If \( B \) is an event with \( P(B) > 0 \):
\( P(A_i \mid B) = \frac{P(A_i) P(B \mid A_i)}{P(A_1) P(B \mid A_1) + P(A_2) P(B \mid A_2) + P(A_3) P(B \mid A_3)} \)
Bayes’ theorem updates the probability of the cause \( A_i \) given that \( B \) (the observed outcome) has occurred.
Example:
A factory has 3 machines producing items:
Machine 1: 30% of items, 2% defective
Machine 2: 50% of items, 3% defective
Machine 3: 20% of items, 5% defective
If an item is defective, what is the probability it came from Machine 3?
▶️ Answer/Explanation
\( A_1 \): Machine 1; \( A_2 \): Machine 2; \( A_3 \): Machine 3
\( D \): defective
\( P(A_1) = 0.3 \), \( P(A_2) = 0.5 \), \( P(A_3) = 0.2 \)
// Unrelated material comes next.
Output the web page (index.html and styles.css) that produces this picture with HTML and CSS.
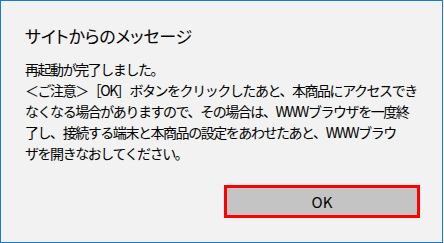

\( P(D \mid A_1) = 0.02 \)
\( P(D \mid A_2) = 0.03 \)
\( P(D \mid A_3) = 0.05 \)
Apply Bayes’ theorem
\( P(A_3 \mid D) = \frac{P(A_3) P(D \mid A_3)}{P(A_1) P(D \mid A_1) + P(A_2) P(D \mid A_2) + P(A_3) P(D \mid A_3)} \)
Numerator: \( 0.2 \times 0.05 = 0.01 \)
Denominator: \( 0.3 \times 0.02 + 0.5 \times 0.03 + 0.2 \times 0.05 \)
= \( 0.006 + 0.015 + 0.01 = 0.031 \)
\( P(A_3 \mid D) = 0.01 / 0.031 \approx 0.322 \)
Conclusion: If an item is defective, the probability it came from Machine 3 is about 32.2%.
Use of Probability Methods in Medical Studies
Use of Probability Methods in Medical Studies
Probability methods are essential in medical studies to:
- Estimate the likelihood that a patient has a disease given certain risk factors (e.g. smoking, obesity).
- Evaluate the accuracy of diagnostic tests (sensitivity, specificity).
- Calculate the chance of disease in different populations or under different conditions.
- Assess associations between risk factors and disease outcomes using conditional probability and Bayes’ theorem.
Typically, these methods involve:
- Conditional probabilities: \( P(\text{Disease} \mid \text{Risk factor}) \)
- Bayes’ theorem to update beliefs based on new evidence (e.g. test results)
- Tree diagrams, tables or Venn diagrams for visualization
Example:
In a study:
5% of a population has Disease X.
20% of those with Disease X are smokers.
10% of those without Disease X are smokers.
If a randomly selected person is a smoker, what is the probability they have Disease X?
▶️ Answer/Explanation
\( D \): has Disease X, \( D’ \): no Disease X
\( S \): smoker
\( P(D) = 0.05 \), \( P(D’) = 0.95 \)
\( P(S \mid D) = 0.20 \)
\( P(S \mid D’) = 0.10 \)
Apply Bayes’ theorem
\( P(D \mid S) = \frac{P(D) P(S \mid D)}{P(D) P(S \mid D) + P(D’) P(S \mid D’)} \)
= \( \frac{0.05 \times 0.20}{0.05 \times 0.20 + 0.95 \times 0.10} \)
= \( \frac{0.01}{0.01 + 0.095} = \frac{0.01}{0.105} \approx 0.095 \)
Conclusion: The probability that a smoker has Disease X is about 9.5%.